* _REQUIRED WORK_: Copy each line that has the string "this" somewhere in it.

* _DATA EXCERPTS_:
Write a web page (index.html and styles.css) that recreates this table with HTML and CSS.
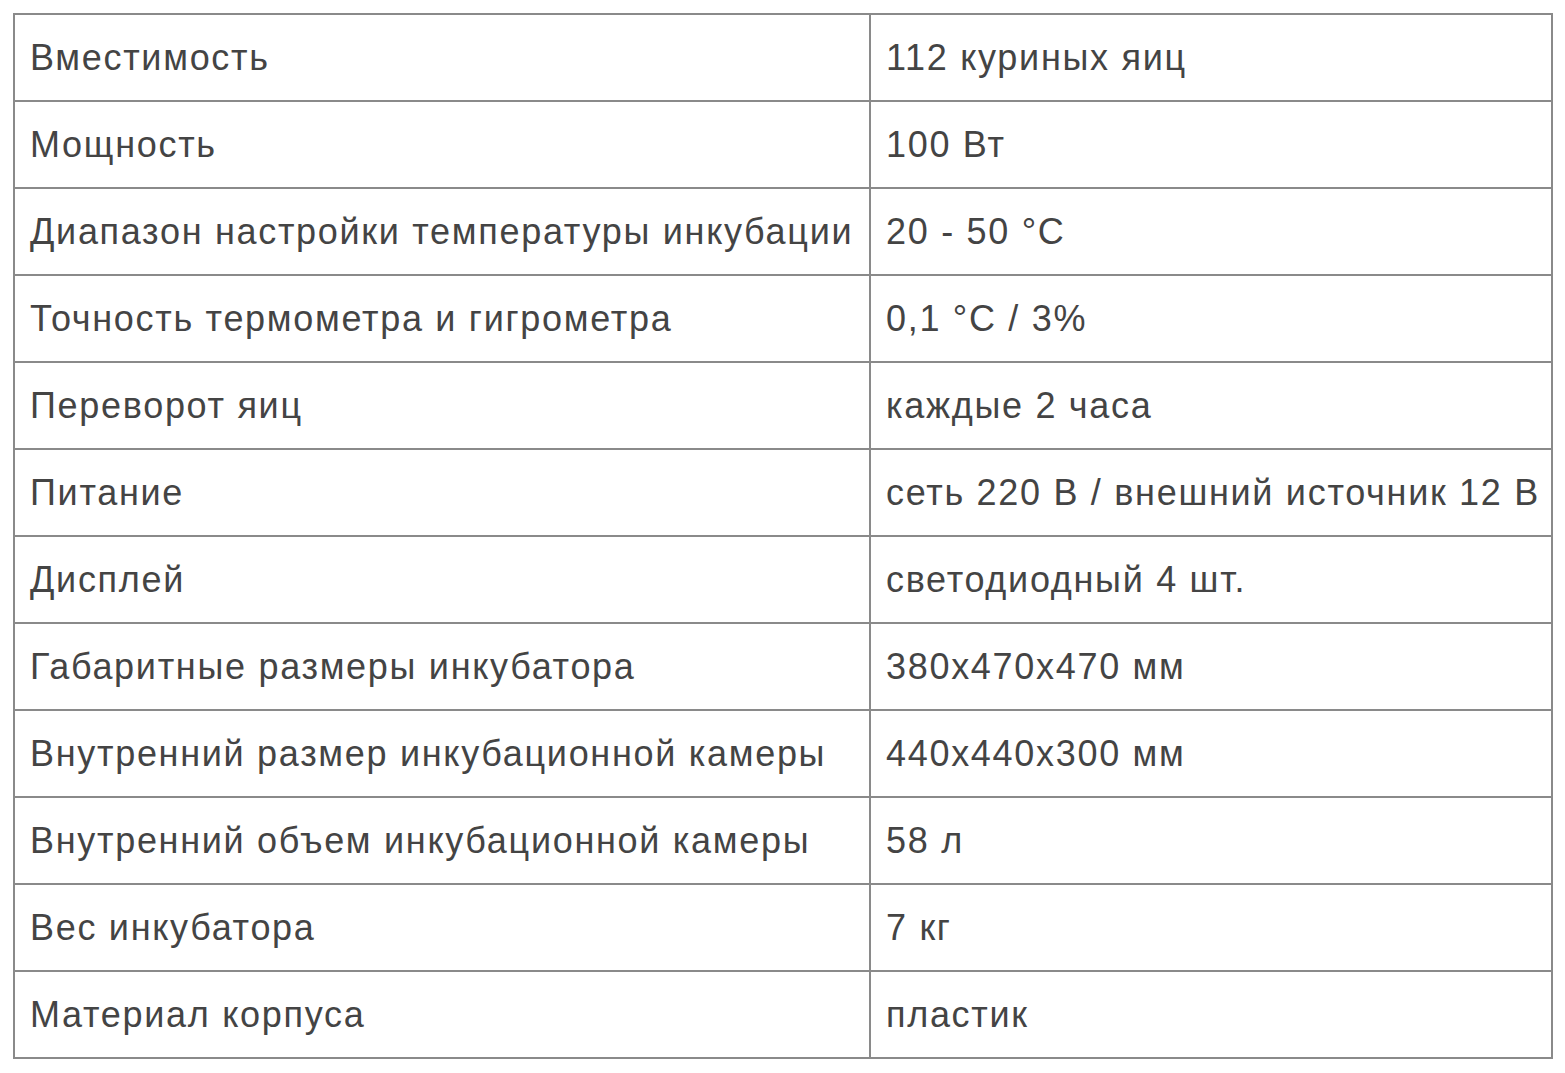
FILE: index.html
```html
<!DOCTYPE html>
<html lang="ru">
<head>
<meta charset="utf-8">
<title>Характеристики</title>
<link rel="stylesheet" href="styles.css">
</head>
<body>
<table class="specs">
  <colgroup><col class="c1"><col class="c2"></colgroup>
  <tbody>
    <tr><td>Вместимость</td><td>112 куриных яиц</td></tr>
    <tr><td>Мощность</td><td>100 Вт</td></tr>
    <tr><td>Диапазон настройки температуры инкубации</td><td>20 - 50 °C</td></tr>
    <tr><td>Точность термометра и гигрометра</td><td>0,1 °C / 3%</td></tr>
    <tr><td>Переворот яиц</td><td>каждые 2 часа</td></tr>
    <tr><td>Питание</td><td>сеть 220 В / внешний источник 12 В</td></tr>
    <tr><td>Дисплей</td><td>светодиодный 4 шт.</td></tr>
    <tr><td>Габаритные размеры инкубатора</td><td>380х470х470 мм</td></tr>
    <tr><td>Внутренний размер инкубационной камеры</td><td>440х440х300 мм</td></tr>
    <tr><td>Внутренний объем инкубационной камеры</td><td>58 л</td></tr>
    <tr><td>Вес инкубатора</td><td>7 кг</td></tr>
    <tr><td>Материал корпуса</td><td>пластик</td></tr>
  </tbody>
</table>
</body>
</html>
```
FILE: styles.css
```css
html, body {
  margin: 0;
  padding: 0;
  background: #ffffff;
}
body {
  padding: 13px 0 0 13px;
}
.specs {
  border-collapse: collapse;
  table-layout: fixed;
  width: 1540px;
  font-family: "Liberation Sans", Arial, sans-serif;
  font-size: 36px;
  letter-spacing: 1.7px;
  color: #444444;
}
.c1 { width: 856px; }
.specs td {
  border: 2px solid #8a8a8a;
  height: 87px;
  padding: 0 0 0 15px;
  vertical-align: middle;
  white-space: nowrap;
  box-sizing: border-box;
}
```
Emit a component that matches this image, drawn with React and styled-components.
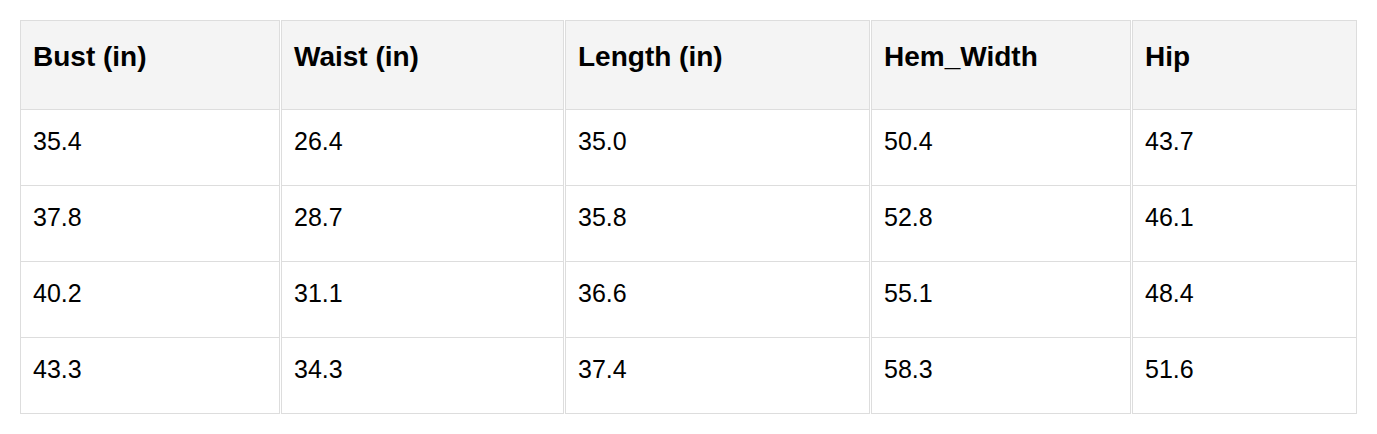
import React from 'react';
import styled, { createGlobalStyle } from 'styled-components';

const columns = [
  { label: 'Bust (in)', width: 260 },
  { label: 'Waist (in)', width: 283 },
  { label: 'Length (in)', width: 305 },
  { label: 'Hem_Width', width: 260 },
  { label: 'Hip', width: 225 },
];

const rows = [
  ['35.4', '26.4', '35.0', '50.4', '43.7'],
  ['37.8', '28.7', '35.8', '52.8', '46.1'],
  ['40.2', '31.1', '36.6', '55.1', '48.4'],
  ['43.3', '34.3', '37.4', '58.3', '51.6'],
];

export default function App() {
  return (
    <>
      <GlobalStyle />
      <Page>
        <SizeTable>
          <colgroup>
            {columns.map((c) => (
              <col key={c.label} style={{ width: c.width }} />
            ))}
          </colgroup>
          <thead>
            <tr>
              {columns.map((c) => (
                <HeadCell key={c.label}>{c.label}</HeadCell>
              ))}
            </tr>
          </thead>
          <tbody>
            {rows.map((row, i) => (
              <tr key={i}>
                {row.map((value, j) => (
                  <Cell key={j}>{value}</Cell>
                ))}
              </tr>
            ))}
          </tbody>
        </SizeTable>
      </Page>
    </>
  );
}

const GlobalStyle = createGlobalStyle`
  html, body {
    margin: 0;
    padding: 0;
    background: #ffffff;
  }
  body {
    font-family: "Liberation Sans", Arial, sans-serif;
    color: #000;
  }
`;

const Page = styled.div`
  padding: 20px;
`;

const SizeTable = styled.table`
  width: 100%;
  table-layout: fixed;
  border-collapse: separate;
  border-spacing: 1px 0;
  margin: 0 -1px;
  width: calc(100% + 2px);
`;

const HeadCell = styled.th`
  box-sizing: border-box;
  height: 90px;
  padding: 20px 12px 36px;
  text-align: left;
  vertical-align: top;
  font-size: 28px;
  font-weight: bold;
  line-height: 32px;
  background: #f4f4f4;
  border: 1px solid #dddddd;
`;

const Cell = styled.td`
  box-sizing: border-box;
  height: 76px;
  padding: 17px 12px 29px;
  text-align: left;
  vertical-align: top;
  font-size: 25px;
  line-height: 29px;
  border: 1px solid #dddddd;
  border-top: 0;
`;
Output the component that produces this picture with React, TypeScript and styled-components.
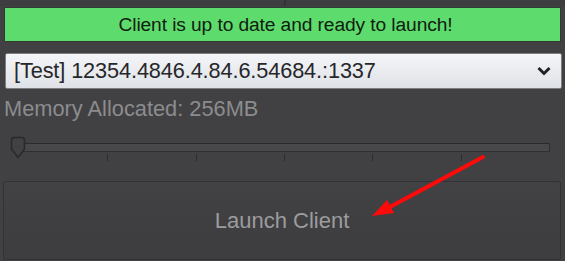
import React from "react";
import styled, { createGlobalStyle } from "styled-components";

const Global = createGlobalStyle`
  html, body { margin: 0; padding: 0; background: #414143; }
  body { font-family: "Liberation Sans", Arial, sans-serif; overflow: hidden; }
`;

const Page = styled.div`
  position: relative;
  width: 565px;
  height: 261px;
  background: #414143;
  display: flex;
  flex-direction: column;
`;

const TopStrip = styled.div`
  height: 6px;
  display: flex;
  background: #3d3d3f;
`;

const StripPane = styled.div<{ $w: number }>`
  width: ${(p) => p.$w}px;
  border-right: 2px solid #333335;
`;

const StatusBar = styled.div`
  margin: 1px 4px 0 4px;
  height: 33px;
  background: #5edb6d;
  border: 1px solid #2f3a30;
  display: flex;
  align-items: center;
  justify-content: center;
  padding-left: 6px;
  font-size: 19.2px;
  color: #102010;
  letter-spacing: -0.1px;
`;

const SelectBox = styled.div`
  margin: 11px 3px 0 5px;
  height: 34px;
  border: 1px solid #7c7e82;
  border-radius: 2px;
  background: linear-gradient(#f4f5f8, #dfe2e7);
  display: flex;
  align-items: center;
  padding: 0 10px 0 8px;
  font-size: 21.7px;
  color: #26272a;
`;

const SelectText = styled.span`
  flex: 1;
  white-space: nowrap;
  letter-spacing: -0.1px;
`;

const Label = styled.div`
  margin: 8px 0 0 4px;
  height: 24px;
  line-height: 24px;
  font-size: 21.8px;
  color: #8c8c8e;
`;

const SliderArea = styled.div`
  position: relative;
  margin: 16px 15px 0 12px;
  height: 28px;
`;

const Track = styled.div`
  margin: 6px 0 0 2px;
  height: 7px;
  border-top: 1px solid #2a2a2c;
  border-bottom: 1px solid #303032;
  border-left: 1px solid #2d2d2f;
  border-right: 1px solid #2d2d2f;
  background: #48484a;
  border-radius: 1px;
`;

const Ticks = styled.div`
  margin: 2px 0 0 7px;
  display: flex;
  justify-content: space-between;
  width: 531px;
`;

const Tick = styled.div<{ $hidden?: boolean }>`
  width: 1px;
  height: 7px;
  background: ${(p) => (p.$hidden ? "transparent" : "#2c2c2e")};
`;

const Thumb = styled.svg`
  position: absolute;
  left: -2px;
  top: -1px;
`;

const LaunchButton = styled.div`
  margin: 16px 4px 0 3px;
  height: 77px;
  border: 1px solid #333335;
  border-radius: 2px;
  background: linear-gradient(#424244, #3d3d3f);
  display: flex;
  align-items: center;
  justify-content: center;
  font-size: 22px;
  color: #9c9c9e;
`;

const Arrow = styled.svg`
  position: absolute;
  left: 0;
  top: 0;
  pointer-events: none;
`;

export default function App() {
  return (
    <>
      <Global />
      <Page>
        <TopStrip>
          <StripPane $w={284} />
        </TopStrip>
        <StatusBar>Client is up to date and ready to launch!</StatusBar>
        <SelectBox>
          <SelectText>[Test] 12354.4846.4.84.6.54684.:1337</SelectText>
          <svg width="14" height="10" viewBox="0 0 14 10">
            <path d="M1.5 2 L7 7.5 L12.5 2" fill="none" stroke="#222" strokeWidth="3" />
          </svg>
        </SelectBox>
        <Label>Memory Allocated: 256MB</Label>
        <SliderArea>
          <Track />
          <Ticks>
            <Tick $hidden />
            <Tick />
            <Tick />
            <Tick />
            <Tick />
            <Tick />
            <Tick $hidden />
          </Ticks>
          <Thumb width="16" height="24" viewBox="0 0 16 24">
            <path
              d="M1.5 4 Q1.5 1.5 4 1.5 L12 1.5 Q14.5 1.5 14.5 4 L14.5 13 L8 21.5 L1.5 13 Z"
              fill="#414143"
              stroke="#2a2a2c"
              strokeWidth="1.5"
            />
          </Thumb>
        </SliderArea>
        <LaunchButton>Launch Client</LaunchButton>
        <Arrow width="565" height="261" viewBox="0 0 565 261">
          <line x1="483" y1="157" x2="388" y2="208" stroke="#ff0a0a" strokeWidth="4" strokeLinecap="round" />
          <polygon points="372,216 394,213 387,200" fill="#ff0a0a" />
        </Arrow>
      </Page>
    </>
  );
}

* _COMPLETED EXERCISE_:
Write a web page (index.html and styles.css) that recreates this table with HTML and CSS.
Emit a component that matches this image, drawn with React and styled-components.
Output the component that produces this picture with React, TypeScript and styled-components.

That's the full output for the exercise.